How do desalination plants work?
Our planet is covered in water, but countries the world over struggle with drought because over 96 per cent of this precious liquid is found in the oceans and is therefore completely undrinkable.
Seawater is more than three per cent salt. If we try to consume it our kidneys go into overdrive, filtering out the excess sodium and passing it out as urine. But there’s a problem — drinking water straight from the ocean makes you more dehydrated than drinking nothing at all. Kidneys can’t make urine as salty as seawater, and to get rid of the salt from one glass you need to produce more than one glass of pee.
The solution is desalination, a process that removes salt from seawater to make it drinkable, either using a boiling technique called multistage flash or a filtration method known as reverse osmosis.

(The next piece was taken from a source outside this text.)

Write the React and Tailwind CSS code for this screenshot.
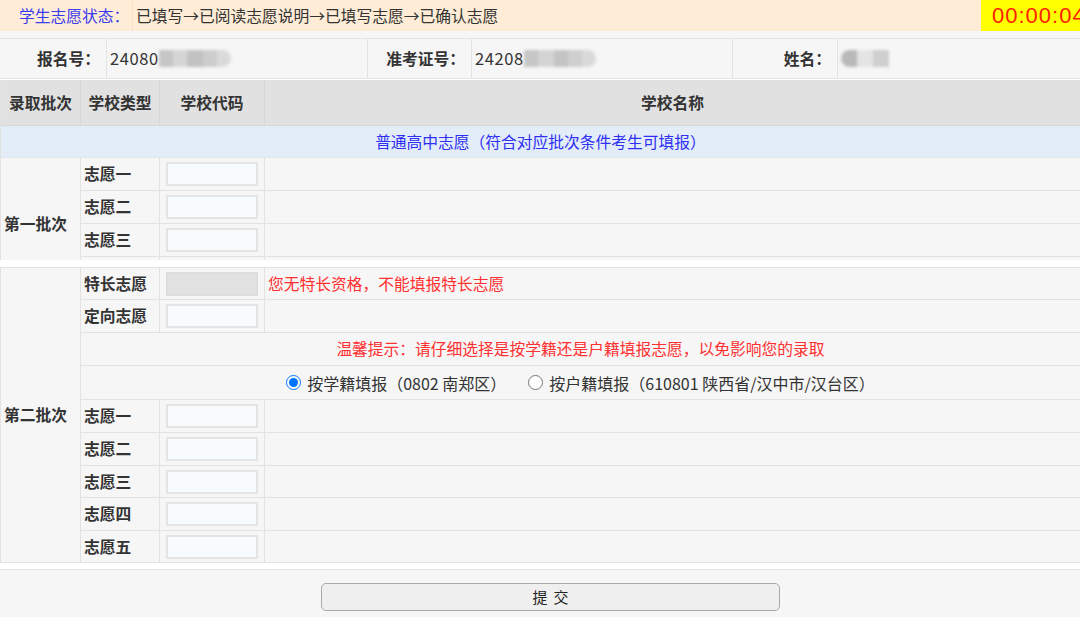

Multi-stage flash uses the same principle as a solar still: as water boils, pure vapour evaporates, leaving salt crystals behind. The vapour can then be collected, condensed and used for drinking.
Reverse osmosis filters the water to remove the salt, putting the liquid under high pressure against a membrane that only allows the water molecules to pass. Water is forced across, leaving a salty brine on one side of the membrane and clean water on the other.
According to the International Desalination Association, there are now more than 18,000 desalination plants worldwide, supplying over 86 billion litres of water to 300 million people in more than 150 countries every day.